Um argumento frequente do governo brasileiro para canalizar os investimentos em hidrelétricas e termelétricas é a necessidade de garantir “energia de base” para a matriz nacional – ou seja, assegurar que o sistema elétrico nacional tenha fonte instalada capaz de gerar eletricidade de acordo com a demanda da economia nacional. Isto seria possível com as fontes acima citadas, que possuem uma capacidade de “armazenamento” da fonte, o que não é o caso da eólica e da solar – daí o célebre comentário da ex-presidente Dilma Rousseff de que “não dá para estocar vento”.
A questão é que este argumento já não faz mais sentido.

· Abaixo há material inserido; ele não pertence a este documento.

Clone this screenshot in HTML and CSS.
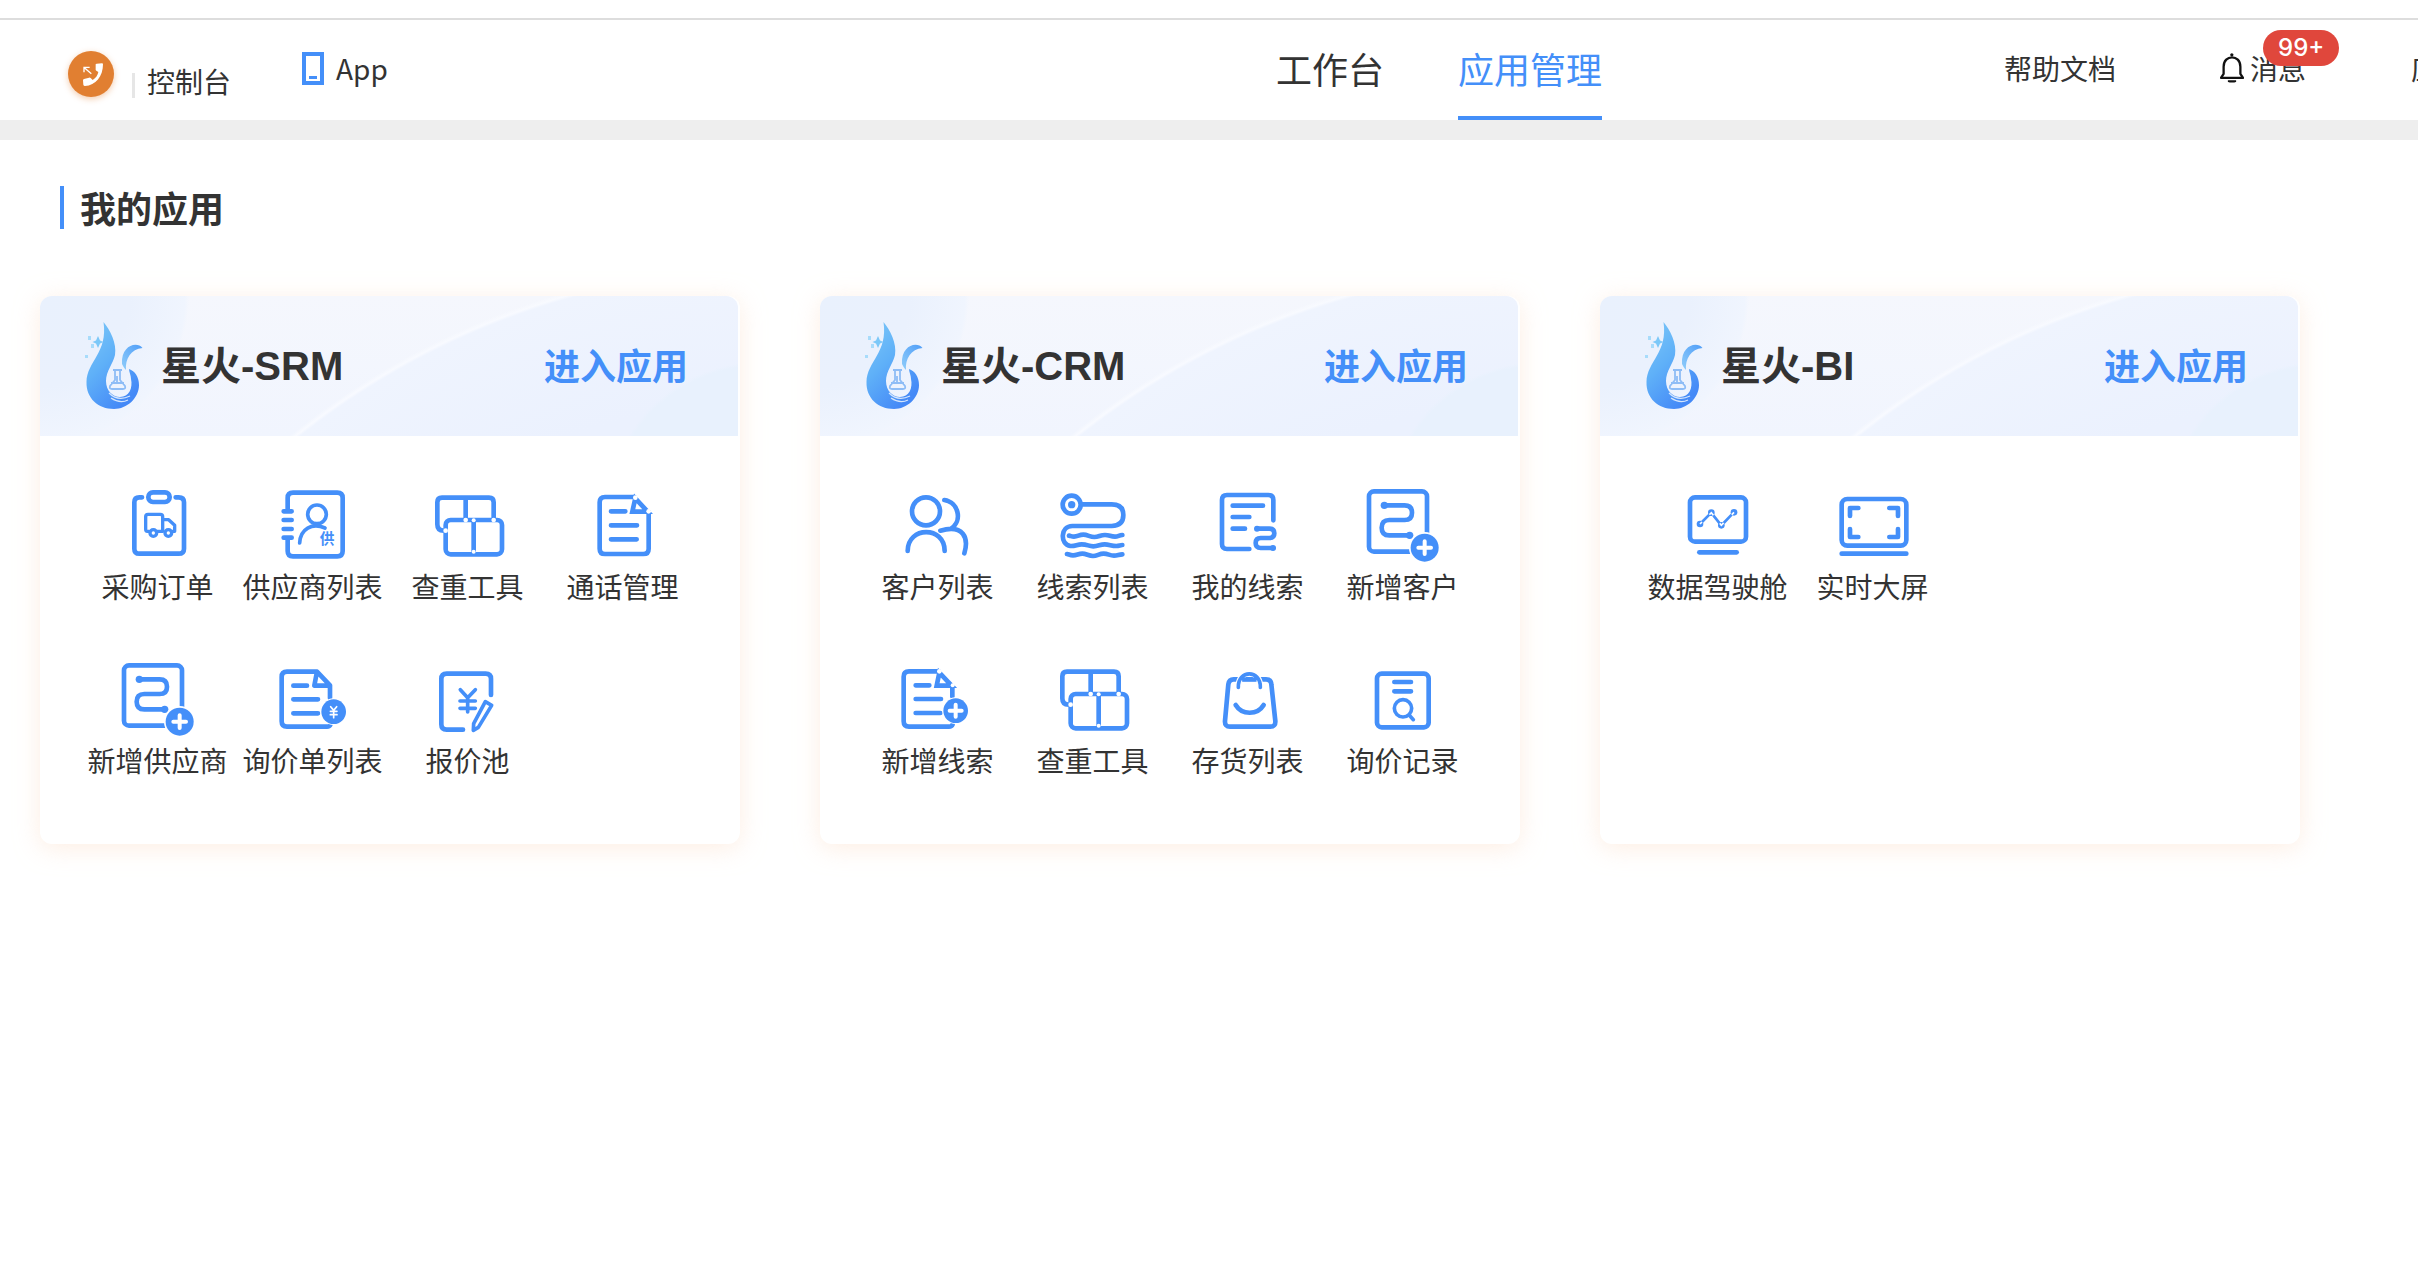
FILE: index.html
```html
<!DOCTYPE html>
<html lang="zh-CN">
<head>
<meta charset="utf-8">
<meta name="viewport" content="width=device-width, initial-scale=1">
<title>应用管理</title>
<link rel="stylesheet" href="styles.css">
</head>
<body>
<svg class="sprite" aria-hidden="true">
  <defs>
    <linearGradient id="flame-light" x1="0" y1="0" x2="0.6" y2="1">
      <stop offset="0" stop-color="#7cc8f8"/><stop offset="0.5" stop-color="#5fb0f8"/><stop offset="1" stop-color="#4489f7"/>
    </linearGradient>
    <linearGradient id="flame-curl" x1="1" y1="0" x2="0" y2="1">
      <stop offset="0" stop-color="#4f9df8"/><stop offset="1" stop-color="#8fcdfa"/>
    </linearGradient>
  </defs>
  <symbol id="flame" viewBox="82 320 64 92">
    <path fill="url(#flame-light)" d="M103.500 322C110 330 117 343 115 355C113 364 106 371 106 381C106 391 113 397 120 397C129 397 133 388 131 379C131 375 129 372 129 369C135 371 139 377 139 385C139 398 127 409 114 409C98 409 86 398 86.500 382C87 361 108 353 103.500 322Z"/>
    <path fill="url(#flame-curl)" d="M142.500 348C137 341 121 345 122 364C123 366 124 368 126 370C125 359 131 349 142.500 348Z"/>
    <path fill="#7cc8f8" d="M98 336l2 4.500 3.500 1.500-3.500 1.500-2 4.500-2-4.500-3.500-1.500 3.500-1.500z"/>
    <path fill="#a8dcfb" d="M88 336h3v4h-3zM91 344h3v4h-3zM85 355h3v3h-3z"/>
    <path fill="none" stroke="#8ebdf6" stroke-width="1.800" d="M113 370h9M115 371v9l-5 6q-1 3 2 3h11q3 0 2-3l-5-6v-9M111 383h13M117 376v7"/>
    <path fill="none" stroke="#d5e6fd" stroke-width="1.300" d="M109 393q9 9 21 3M111 398q9 6 17 2"/>
  </symbol>
  <symbol id="truck-order" viewBox="113 45 240 240">
    <g class="line"><path d="M185 82h-8q-15 0-15 15v139q0 15 15 15h118q16 0 16-15V97q0-15-16-15h-9"/><rect x="204" y="67" width="64" height="29" rx="14"/></g>
    <g class="line fine"><path d="M206 184h-5q-5 0-5-6v-38q0-7 7-7h37q7 0 7 7v44h-17M247 149h18l18 17v18h-7"/><circle cx="219" cy="189" r="10"/><circle cx="264" cy="189" r="10"/></g>
  </symbol>
  <symbol id="boxes" viewBox="113 45 240 240">
    <g class="line butt"><path d="M160 182q-19 0-19-19V97q0-14 14-14h141q14 0 14 14v50M226 83v65"/><rect x="166" y="150" width="169" height="103" rx="15"/><path d="M250 150v98"/></g>
    <g fill="#fff"><circle cx="226" cy="150" r="7"/><circle cx="250" cy="151" r="6"/><circle cx="310" cy="150" r="7"/><circle cx="166" cy="182" r="7"/><circle cx="250" cy="245" r="6"/></g>
  </symbol>
  <symbol id="doc" viewBox="578 45 240 240">
    <g class="line"><path d="M732 81H644q-16 0-16 16v139q0 16 16 16h115q16 0 16-16V126M662 124h43M662 166h78M662 208h77"/><path class="butt" d="M735 85l-9 40h46z"/></g>
    <g fill="#fff"><circle cx="735" cy="83" r="7"/><circle cx="775" cy="124" r="7"/></g>
  </symbol>
  <symbol id="route-add" viewBox="113 42 240 240">
    <g class="line"><rect x="131" y="61" width="174" height="181" rx="15"/><path d="M177 103h61q22 0 22 22t-22 22h-46q-23 0-23 23t23 23h61"/></g>
    <g class="solid"><circle cx="177" cy="103" r="11"/><circle cx="253" cy="193" r="11"/><circle cx="298" cy="230" r="45" fill="#fff" class="knock"/><circle cx="298" cy="230" r="42"/></g>
    <path class="plus" d="M279 230h38M298 211v38"/>
  </symbol>
  <symbol id="inquiry" viewBox="578 42 240 240">
    <g class="line"><path d="M749 160V121l-39-41H620q-16 0-16 16v133q0 16 16 16h120q8 0 10-5M710 80l-8 42h45M639 122h41M639 163h74M639 205h74"/></g>
    <circle cx="760" cy="200" r="40" fill="#fff"/><circle class="solid" cx="760" cy="200" r="37"/>
    <path class="plus thin" d="M751 185l9 11 9-11M760 196v22M750 199h20M750 209h20"/>
  </symbol>
  <symbol id="quote" viewBox="1043 42 240 240">
    <g class="line"><path d="M1232 150V102q0-16-16-16h-117q-16 0-16 16v136q0 16 16 16h49"/></g>
    <g class="line mid"><path d="M1140 134l22 24 23-24M1162 160v41M1139 168h46M1139 190h46M1215 170l19 11-40 66-15 9 1-20z"/></g>
  </symbol>
  <symbol id="people" viewBox="113 45 240 240">
    <g class="line"><circle cx="197" cy="124" r="42"/><path d="M142 243c0-75 111-76 111 0M252 90c42 6 56 62 20 86M240 182c70-20 86 22 72 68"/></g>
  </symbol>
  <symbol id="river" viewBox="578 45 240 240">
    <g class="line"><circle cx="634" cy="104" r="27"/><path d="M664 103h90q35 0 35 32t-35 33H636c-36 0-38 55-6 60 15 1 20-5 34-5 18 0 20 6 35 6s20-6 34-6 20 5 35 5c8 0 12-3 18-3M626 197c6 1 8 3 15 3 12 0 15-6 28-6s20 7 33 7 18-6 32-6 16 5 30 5c9 0 12-4 22-5M620 252c6 1 9 4 18 4 12 0 16-5 28-5s19 7 32 7 18-7 32-7 17 6 31 6c10 0 14-3 25-4"/></g>
    <circle class="solid" cx="634" cy="104" r="11"/>
  </symbol>
  <symbol id="my-leads" viewBox="113 45 240 240">
    <g class="line"><path d="M309 151V90q0-15-15-15H170q-15 0-15 15v132q0 15 15 15h67M187 107h91M187 141h50M187 176h37"/><path d="M260 176h37q15 0 15 14t-15 14h-26q-15 0-15 15t15 15h38"/></g>
    <g class="solid"><circle cx="260" cy="176" r="9"/><circle cx="308" cy="234" r="9"/></g>
  </symbol>
  <symbol id="doc-add" viewBox="113 42 240 240">
    <g class="line"><path d="M235 79H146q-16 0-16 16v134q0 16 16 16h120q8 0 11-7M276 155v-28M166 121h41M166 162h76M166 204h74"/><path class="butt" d="M237 83l-8 39h45z"/></g>
    <g fill="#fff"><circle cx="237" cy="79" r="7"/><circle cx="277" cy="121" r="6"/><circle cx="286" cy="197" r="40"/></g>
    <circle class="solid" cx="286" cy="197" r="37"/>
    <path class="plus" d="M268 197h36M286 179v36"/>
  </symbol>
  <symbol id="bag" viewBox="113 42 240 240">
    <g class="line"><path d="M190 103h97q15 0 16 15l12 110q1 17-15 17H179q-16 0-15-17l10-110q2-15 16-15z"/><path d="M196 180c19 31 65 31 84 0"/></g>
    <path d="M204 128c-2-57 68-57 66 0" fill="none" stroke="#fff" stroke-width="17"/>
    <g class="line mid"><path d="M204 127c-2-54 68-54 66 0M219 103h36"/></g>
  </symbol>
  <symbol id="record" viewBox="578 42 240 240">
    <g class="line"><rect x="620" y="86" width="155" height="161" rx="14"/><path d="M672 111h50M672 139h50"/></g>
    <g class="line mid"><circle cx="698" cy="190" r="26"/><path d="M717 211l12 13"/></g>
  </symbol>
  <symbol id="cockpit" viewBox="143 45 240 240">
    <g class="line"><rect x="179" y="82" width="168" height="133" rx="15"/><path d="M207 247h112"/></g>
    <g class="solid"><circle cx="209" cy="162" r="10"/><circle cx="243" cy="128" r="10"/><circle cx="273" cy="166" r="10"/><circle cx="311" cy="127" r="10"/></g>
    <path d="M209 162l34-34 30 38 38-39" fill="none" stroke="#fff" stroke-width="5"/>
    <path d="M215 156l22-22M249 136l19 24M280 159l24-25" fill="none" stroke="#448ff9" stroke-width="8"/>
  </symbol>
  <symbol id="big-screen" viewBox="608 45 240 240">
    <g class="line"><rect x="634" y="87" width="194" height="140" rx="17"/><path d="M634 251h194M684 114h-25v24M777 114h26v24M684 201h-25v-24M777 201h26v-24"/></g>
  </symbol>
</svg>

<header class="topbar">
  <div class="brand">
    <a class="brand-logo" href="#" aria-label="首页">
      <svg viewBox="204 153 138 138" aria-hidden="true"><path fill="#fff" d="M287 193q0-2 3-2l16-1q3 0 3 3c0 36-22 64-54 65q-4 0-5-4l-1-13q0-3 3-4l15-4q3-1 5 1l6 6c10-6 15-14 17-24l-6-4q-3-2-2-5z"/><path fill="none" stroke="#fff" stroke-width="4" d="M274 221l-21-18M252 217v-15h17"/></svg>
    </a>
    <a class="console" href="#">控制台</a>
    <a class="app-link" href="#">
      <svg viewBox="0 0 22 33" aria-hidden="true"><path fill="#448ff9" fill-rule="evenodd" d="M0 0h22v33H0zM4 4v25h14V4z"/><path fill="#448ff9" d="M7 24h8v3H7z"/></svg>
      App
    </a>
  </div>
  <nav class="tabs">
    <a href="#">工作台</a>
    <a class="active" href="#" aria-current="page">应用管理</a>
  </nav>
  <div class="tools">
    <a href="#">帮助文档</a>
    <a class="messages" href="#">
      <svg viewBox="720 159 73 90" aria-hidden="true"><g fill="none" stroke="#111" stroke-width="7" stroke-linejoin="round"><path d="M723 234l8-12v-22c0-38 51-38 51 0v22l8 12z"/></g><path fill="#111" d="M744 241h25v3q-2 4-6 4h-13q-4 0-6-4z"/><circle cx="756" cy="164" r="5" fill="#111"/></svg>
      消息
      <span class="badge">99+</span>
    </a>
    <a class="more" href="#">应用</a>
  </div>
</header>

<main>
  <h1>我的应用</h1>
  <div class="cards">
    <section class="card">
      <header><svg class="flame" aria-hidden="true"><use href="#flame"/></svg><h2>星火-SRM</h2><a class="enter" href="#">进入应用</a></header>
      <ul>
        <li><a href="#"><svg><use href="#truck-order"/></svg>采购订单</a></li>
        <li><a href="#">
          <svg viewBox="578 45 240 240">
            <g class="line"><path d="M622 121V84q0-16 16-16h133q16 0 16 16v159q0 16-16 16H638q-16 0-16-16v-37M610 124h24M610 150h24M610 177h24M610 203h24"/></g>
            <g class="line mid"><circle cx="710" cy="133" r="28"/><path d="M658 219c2-42 37-62 76-45"/></g>
            <text class="glyph" x="718" y="221">供</text>
          </svg>供应商列表</a></li>
        <li><a href="#"><svg><use href="#boxes"/></svg>查重工具</a></li>
        <li><a href="#"><svg><use href="#doc"/></svg>通话管理</a></li>
        <li><a href="#"><svg><use href="#route-add"/></svg>新增供应商</a></li>
        <li><a href="#"><svg><use href="#inquiry"/></svg>询价单列表</a></li>
        <li><a href="#"><svg><use href="#quote"/></svg>报价池</a></li>
      </ul>
    </section>
    <section class="card">
      <header><svg class="flame" aria-hidden="true"><use href="#flame"/></svg><h2>星火-CRM</h2><a class="enter" href="#">进入应用</a></header>
      <ul>
        <li><a href="#"><svg><use href="#people"/></svg>客户列表</a></li>
        <li><a href="#"><svg><use href="#river"/></svg>线索列表</a></li>
        <li><a href="#"><svg><use href="#my-leads"/></svg>我的线索</a></li>
        <li><a href="#"><svg><use href="#route-add"/></svg>新增客户</a></li>
        <li><a href="#"><svg><use href="#doc-add"/></svg>新增线索</a></li>
        <li><a href="#"><svg><use href="#boxes"/></svg>查重工具</a></li>
        <li><a href="#"><svg><use href="#bag"/></svg>存货列表</a></li>
        <li><a href="#"><svg><use href="#record"/></svg>询价记录</a></li>
      </ul>
    </section>
    <section class="card">
      <header><svg class="flame" aria-hidden="true"><use href="#flame"/></svg><h2>星火-BI</h2><a class="enter" href="#">进入应用</a></header>
      <ul>
        <li><a href="#"><svg><use href="#cockpit"/></svg>数据驾驶舱</a></li>
        <li><a href="#"><svg><use href="#big-screen"/></svg>实时大屏</a></li>
      </ul>
    </section>
  </div>
</main>
</body>
</html>
```
FILE: styles.css
```css
* { box-sizing: border-box; }

body {
  margin: 0;
  padding-top: 18px;
  background: #fff;
  color: #333;
  font: 28px/40px "Noto Sans CJK SC", sans-serif;
  overflow-x: hidden;
}

a { color: inherit; text-decoration: none; }
h1, h2, ul { margin: 0; padding: 0; }
ul { list-style: none; }
.sprite { position: absolute; width: 0; height: 0; }

/* Icon drawing styles */
.line { fill: none; stroke: #448ff9; stroke-width: 14; stroke-linecap: round; stroke-linejoin: round; }
.butt { stroke-linecap: butt; stroke-linejoin: miter; }
.mid { stroke-width: 11; }
.fine { stroke-width: 10; }
.solid { fill: #448ff9; }
.knock { stroke: #fff; stroke-width: 4; }
.plus { fill: none; stroke: #fff; stroke-width: 12; stroke-linecap: round; }
.thin { stroke-width: 5; }
.glyph { fill: #448ff9; font-size: 44px; font-weight: 700; }

/* Top bar */
.topbar {
  display: grid;
  grid-template-columns: 1fr auto 816px;
  height: 122px;
  border-top: 2px solid #ddd;
  border-bottom: 20px solid #eee;
}

.brand { display: flex; align-items: flex-start; padding: 28px 0 0 68px; }
.brand-logo {
  width: 46px;
  height: 46px;
  margin-top: 3px;
  border-radius: 50%;
  background: #e17f31;
  box-shadow: 0 2px 6px #e17f3166;
}
.brand-logo svg { display: block; width: 46px; height: 46px; }
.console {
  display: flex;
  align-items: center;
  gap: 12px;
  margin: 13px 0 0 18px;
}
.console::before { content: ""; width: 3px; height: 25px; margin-top: 8px; background: #e6e6e6; }
.app-link { display: flex; align-items: center; gap: 12px; margin-left: 71px; }
.app-link svg { width: 22px; height: 33px; }

.tabs { display: flex; gap: 74px; font-size: 36px; line-height: 96px; }
.tabs a { height: 100px; }
.tabs .active { color: #448ff9; border-bottom: 4px solid #448ff9; }

.tools {
  display: flex;
  padding: 28px 0 0 402px;
  overflow: hidden;
  white-space: nowrap;
}
.messages { position: relative; display: flex; align-items: center; align-self: flex-start; gap: 6px; margin-left: 104px; }
.messages svg { width: 24px; height: 30px; }
.badge {
  position: absolute;
  left: 43px;
  top: -18px;
  padding: 0 15px;
  border-radius: 18px;
  background: #e0473c;
  color: #fff;
  font: 500 24px/36px Inter, sans-serif;
}
.more { margin-left: 105px; }

/* Applications */
main { padding: 43px 40px 40px; }
h1 {
  display: flex;
  align-items: flex-start;
  gap: 16px;
  margin: 0 0 65px 20px;
  font-size: 36px;
  font-weight: 600;
  line-height: 48px;
}
h1::before { content: ""; width: 4px; height: 43px; margin-top: 3px; background: #448ff9; }

.cards { display: grid; grid-template-columns: repeat(auto-fill, 700px); gap: 80px; }
.card { border-radius: 12px; background: #fff; box-shadow: 0 4px 24px #fbe3d199; }

.card header {
  display: flex;
  align-items: center;
  height: 140px;
  margin-right: 2px;
  padding: 0 50px 0 42px;
  border-radius: 12px 12px 0 0;
  background:
    radial-gradient(circle at 720px 220px, #e8f1fd 0, #e8f1fd 150px, transparent 154px),
    radial-gradient(circle at 0 0, #e9f1fd 0, #eaf1fd 90px, #f0f5fe 145px, transparent 149px),
    radial-gradient(circle at 740px 745px, #eef1fe 0, #ebf1fe 640px, #eff4fe 772px, #f8faff 775px, transparent 779px),
    linear-gradient(#f5f7fd, #f1f5fe);
}
.flame { width: 64px; height: 92px; }
h2 { margin-left: 15px; font: 600 40px/56px "Liberation Sans", "Noto Sans CJK SC", sans-serif; }
.enter { margin-left: auto; padding-bottom: 4px; color: #448ff9; font-size: 36px; font-weight: 600; line-height: 56px; }

.card ul {
  display: grid;
  grid-template-columns: repeat(4, 1fr);
  row-gap: 52px;
  padding: 49px 40px 63px;
}
.card li a { display: flex; flex-direction: column; align-items: center; line-height: 42px; white-space: nowrap; }
.card li svg { width: 80px; height: 80px; }
```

Um relatório recente da Ren21, organização que monitora as tendências globais em renováveis, aponta para casos de países europeus que foram capazes de oferecer grande parte de sua eletricidade gerada a partir de fontes eólica e solar. Em 2016, a Dinamarca conseguiu fornecer a totalidade de sua eletricidade por fontes renováveis num pico de demanda 140% maior que a geração, e a Alemanha teve um pico de 86% alimentado apenas com eólica e solar. A solução destes países foi apostar em sistemas interligados e grandes redes de geração e fornecimento, que permitem compensar a intermitência de uma fonte com a geração elétrica de outra.
Ou seja, é possível ampliar de modo significativo a capacidade instalada de eólica e solar no Brasil e atender a demanda de energia elétrica do país sem recorrer excessivamente (e mesmo sem recorrer efetivamente) a fontes fósseis e sem a necessidade de construir mais usinas hidrelétricas em regiões sensíveis do interior brasileiro – e a um custo-benefício muito mais vantajoso para o país. Se o Brasil quer ser um player relevante no esforço global contra a mudança do clima, ele precisará enfrentar os paradigmas que orientaram a política energética nas últimas décadas e olhar para os desafios do futuro de maneira aberta e ativa.